[Front-end source files]
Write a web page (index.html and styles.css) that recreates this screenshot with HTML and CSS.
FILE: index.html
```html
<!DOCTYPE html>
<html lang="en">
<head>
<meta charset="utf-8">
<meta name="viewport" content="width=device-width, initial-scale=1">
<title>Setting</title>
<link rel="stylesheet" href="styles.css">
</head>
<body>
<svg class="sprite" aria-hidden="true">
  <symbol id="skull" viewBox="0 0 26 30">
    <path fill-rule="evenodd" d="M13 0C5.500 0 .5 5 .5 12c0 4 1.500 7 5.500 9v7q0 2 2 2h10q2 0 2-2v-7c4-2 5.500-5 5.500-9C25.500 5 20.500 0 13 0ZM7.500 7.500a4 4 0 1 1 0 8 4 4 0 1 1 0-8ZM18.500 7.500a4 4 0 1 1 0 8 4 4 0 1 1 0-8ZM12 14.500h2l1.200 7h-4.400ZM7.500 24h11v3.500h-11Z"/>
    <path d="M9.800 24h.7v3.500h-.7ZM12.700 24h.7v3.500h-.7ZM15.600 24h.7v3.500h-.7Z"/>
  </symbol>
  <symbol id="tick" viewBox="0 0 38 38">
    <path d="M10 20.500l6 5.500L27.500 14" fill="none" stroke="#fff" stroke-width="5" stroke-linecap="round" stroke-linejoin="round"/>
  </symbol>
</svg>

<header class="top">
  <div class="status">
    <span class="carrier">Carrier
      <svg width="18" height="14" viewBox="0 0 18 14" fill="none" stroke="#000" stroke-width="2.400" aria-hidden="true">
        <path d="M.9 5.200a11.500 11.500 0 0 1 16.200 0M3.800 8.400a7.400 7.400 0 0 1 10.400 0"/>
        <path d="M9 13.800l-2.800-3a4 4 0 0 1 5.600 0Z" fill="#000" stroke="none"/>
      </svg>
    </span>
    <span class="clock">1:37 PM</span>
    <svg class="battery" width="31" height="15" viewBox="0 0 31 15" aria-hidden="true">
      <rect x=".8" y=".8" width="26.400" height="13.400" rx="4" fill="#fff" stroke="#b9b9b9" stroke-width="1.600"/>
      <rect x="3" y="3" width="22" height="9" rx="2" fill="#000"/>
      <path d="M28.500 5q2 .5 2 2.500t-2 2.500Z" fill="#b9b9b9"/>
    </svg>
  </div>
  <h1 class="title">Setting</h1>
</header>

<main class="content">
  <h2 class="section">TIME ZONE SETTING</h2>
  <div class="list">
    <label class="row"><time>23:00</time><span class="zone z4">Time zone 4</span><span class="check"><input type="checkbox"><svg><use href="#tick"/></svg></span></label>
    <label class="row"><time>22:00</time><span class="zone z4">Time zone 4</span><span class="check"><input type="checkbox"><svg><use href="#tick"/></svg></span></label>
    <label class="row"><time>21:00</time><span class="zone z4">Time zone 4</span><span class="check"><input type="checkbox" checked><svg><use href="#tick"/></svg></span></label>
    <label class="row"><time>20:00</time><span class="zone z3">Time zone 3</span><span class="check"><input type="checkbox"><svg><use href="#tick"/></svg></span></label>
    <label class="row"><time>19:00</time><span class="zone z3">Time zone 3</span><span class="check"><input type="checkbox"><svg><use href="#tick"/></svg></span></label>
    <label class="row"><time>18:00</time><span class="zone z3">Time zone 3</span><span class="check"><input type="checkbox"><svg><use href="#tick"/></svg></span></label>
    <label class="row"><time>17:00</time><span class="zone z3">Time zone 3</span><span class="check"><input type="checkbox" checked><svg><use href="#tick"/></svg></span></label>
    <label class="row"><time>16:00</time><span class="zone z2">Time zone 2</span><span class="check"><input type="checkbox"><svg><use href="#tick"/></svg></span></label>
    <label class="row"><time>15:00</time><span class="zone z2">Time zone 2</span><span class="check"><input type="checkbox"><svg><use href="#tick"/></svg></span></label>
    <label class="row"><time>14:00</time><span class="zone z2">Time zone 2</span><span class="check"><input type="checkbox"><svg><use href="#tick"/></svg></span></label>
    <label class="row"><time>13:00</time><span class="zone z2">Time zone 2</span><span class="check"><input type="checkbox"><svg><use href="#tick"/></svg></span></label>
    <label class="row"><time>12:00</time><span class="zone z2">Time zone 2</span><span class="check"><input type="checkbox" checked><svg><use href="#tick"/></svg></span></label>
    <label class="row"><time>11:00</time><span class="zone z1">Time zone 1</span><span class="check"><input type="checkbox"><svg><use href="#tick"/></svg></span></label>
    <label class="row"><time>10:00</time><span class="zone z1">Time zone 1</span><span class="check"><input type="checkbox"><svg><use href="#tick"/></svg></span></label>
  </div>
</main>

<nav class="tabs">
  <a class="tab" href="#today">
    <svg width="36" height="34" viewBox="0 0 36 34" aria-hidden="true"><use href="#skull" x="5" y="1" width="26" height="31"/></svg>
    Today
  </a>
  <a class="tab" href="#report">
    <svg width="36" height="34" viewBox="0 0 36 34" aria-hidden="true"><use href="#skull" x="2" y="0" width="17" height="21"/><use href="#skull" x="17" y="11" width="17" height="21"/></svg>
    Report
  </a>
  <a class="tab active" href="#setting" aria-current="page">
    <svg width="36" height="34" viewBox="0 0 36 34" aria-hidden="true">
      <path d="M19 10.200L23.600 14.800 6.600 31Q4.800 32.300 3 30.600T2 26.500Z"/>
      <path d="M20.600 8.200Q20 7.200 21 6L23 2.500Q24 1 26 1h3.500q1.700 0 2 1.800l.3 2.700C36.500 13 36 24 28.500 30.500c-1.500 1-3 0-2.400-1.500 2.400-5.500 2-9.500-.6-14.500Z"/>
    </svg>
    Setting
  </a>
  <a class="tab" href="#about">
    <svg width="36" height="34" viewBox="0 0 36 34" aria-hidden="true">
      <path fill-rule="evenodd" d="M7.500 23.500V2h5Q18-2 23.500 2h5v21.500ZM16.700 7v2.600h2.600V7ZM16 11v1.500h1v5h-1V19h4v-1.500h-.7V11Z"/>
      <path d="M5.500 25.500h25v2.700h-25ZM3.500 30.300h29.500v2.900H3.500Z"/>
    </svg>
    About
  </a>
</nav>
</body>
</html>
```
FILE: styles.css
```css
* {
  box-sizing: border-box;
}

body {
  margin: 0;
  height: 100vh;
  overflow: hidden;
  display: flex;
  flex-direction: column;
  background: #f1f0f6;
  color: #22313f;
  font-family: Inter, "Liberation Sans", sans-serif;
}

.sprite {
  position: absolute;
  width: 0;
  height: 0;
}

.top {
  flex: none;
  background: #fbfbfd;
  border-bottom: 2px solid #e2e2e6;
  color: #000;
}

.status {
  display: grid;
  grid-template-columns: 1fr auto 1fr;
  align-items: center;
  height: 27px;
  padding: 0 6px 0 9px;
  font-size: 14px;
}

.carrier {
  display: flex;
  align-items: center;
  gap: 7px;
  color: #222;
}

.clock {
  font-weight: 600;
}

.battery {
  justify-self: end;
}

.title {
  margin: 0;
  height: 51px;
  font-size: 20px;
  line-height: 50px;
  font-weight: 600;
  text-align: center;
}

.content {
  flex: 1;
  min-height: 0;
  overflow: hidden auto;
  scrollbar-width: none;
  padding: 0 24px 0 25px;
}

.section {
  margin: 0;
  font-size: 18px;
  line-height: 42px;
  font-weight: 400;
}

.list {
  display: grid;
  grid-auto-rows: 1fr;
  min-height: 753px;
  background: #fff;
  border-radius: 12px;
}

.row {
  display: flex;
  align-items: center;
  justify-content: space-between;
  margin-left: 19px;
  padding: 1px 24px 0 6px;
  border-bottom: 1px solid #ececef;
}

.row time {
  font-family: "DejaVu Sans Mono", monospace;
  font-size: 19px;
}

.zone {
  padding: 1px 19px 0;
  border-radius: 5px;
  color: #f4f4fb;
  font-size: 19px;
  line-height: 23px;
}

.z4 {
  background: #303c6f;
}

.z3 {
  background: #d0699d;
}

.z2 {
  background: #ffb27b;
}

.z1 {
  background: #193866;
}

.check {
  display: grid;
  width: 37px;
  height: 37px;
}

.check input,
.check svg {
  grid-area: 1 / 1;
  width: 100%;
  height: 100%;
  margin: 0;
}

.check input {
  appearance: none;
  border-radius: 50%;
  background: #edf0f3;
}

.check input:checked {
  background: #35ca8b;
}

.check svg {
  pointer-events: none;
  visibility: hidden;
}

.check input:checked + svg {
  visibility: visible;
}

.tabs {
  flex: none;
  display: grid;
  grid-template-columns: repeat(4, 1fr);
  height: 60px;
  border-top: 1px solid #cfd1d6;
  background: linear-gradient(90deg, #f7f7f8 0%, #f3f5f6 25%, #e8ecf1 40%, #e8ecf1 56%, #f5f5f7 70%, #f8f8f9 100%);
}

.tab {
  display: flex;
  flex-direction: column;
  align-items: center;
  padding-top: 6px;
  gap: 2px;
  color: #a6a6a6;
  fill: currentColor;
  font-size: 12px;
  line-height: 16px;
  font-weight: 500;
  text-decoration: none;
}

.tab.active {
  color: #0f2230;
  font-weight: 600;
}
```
...
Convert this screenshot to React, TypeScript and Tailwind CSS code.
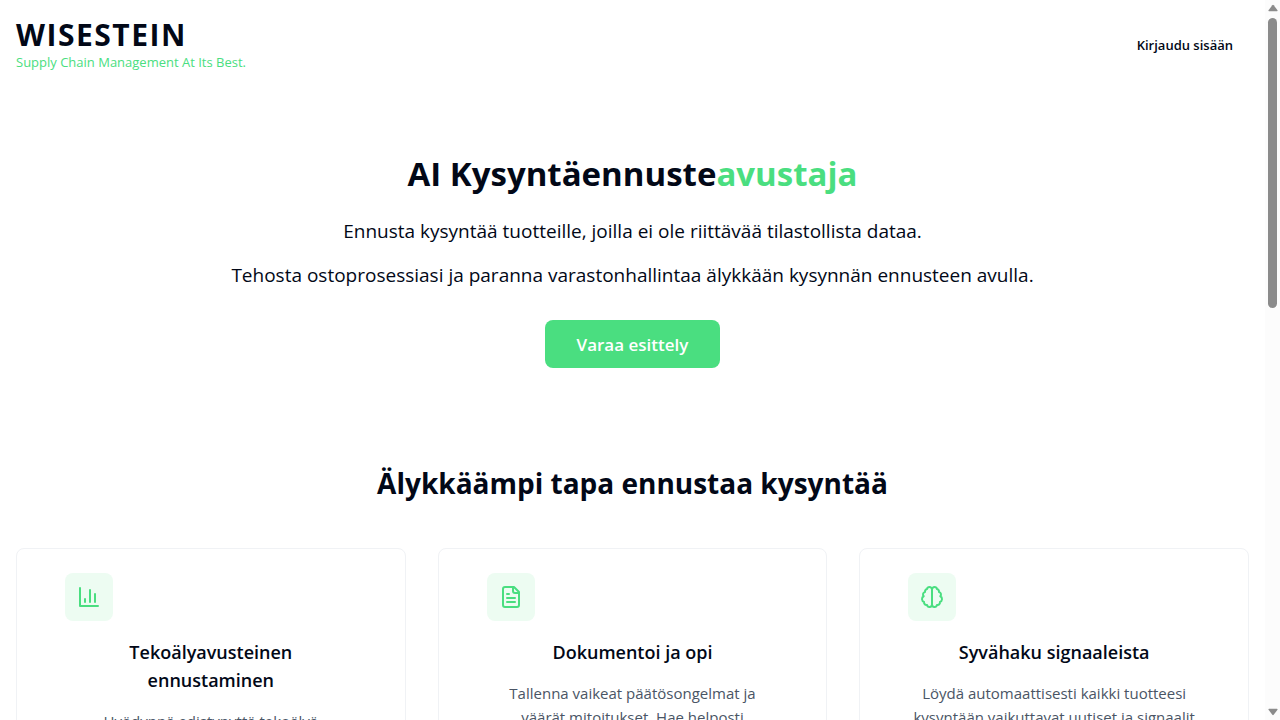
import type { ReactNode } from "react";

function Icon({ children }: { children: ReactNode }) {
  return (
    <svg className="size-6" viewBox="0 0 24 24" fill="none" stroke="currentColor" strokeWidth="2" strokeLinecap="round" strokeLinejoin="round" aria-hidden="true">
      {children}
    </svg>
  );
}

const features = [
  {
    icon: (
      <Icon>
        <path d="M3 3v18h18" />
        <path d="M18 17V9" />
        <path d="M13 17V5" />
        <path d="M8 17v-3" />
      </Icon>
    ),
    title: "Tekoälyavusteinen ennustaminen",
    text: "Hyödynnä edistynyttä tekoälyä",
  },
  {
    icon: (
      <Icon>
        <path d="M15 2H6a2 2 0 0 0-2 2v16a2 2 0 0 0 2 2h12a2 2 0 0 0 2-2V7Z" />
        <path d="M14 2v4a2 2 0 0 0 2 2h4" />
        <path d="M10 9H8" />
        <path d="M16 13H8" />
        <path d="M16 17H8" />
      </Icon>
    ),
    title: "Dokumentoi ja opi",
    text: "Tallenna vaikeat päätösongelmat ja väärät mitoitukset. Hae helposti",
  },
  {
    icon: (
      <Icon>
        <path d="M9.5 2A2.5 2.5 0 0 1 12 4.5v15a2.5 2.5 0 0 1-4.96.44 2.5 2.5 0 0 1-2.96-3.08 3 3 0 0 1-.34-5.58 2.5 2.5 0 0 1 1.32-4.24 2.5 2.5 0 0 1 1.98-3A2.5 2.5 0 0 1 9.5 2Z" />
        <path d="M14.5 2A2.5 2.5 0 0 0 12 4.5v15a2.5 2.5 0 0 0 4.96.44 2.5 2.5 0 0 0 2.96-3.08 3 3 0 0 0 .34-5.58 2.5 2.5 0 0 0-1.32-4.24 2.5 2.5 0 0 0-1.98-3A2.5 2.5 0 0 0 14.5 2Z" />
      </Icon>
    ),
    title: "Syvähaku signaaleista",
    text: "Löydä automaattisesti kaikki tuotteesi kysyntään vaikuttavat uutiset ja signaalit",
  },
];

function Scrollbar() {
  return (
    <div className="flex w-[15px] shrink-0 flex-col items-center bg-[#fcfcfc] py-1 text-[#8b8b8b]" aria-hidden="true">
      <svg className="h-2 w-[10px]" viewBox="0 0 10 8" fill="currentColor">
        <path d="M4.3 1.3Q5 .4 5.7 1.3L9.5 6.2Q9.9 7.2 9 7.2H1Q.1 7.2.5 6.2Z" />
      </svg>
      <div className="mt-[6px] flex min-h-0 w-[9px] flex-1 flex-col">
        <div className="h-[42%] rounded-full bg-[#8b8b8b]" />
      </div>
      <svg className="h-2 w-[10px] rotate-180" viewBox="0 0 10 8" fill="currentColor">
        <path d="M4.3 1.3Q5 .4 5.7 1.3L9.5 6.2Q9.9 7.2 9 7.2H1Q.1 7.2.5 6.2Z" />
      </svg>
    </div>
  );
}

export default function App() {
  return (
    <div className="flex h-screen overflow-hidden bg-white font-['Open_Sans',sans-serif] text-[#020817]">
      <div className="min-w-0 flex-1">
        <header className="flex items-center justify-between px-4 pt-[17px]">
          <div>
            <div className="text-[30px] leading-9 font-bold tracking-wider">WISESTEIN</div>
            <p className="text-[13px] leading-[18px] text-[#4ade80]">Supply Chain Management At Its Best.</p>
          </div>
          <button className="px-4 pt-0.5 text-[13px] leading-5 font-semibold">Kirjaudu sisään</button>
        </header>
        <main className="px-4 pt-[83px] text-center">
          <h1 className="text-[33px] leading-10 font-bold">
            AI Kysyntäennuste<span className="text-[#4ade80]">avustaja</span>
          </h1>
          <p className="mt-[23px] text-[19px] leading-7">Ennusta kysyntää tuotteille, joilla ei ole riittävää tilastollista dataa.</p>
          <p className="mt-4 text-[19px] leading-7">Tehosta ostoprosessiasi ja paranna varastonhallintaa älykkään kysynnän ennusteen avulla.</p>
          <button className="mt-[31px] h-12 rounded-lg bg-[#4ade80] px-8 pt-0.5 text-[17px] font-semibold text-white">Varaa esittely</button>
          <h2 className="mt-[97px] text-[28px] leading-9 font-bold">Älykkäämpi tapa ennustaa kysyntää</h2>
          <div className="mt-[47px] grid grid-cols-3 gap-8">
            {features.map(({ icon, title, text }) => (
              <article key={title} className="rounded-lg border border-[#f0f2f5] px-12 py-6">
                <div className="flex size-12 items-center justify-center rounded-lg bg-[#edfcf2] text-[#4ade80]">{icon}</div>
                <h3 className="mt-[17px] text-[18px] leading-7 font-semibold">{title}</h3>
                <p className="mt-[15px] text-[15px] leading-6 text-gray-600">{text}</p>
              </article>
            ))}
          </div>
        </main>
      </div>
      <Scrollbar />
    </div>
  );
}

• [Goal of the exercise]
Filter the data, keeping only the lines that contain "page".

• [Full response]
Write a web page (index.html and styles.css) that recreates this screenshot with HTML and CSS.
  <a class="tab active" href="#setting" aria-current="page">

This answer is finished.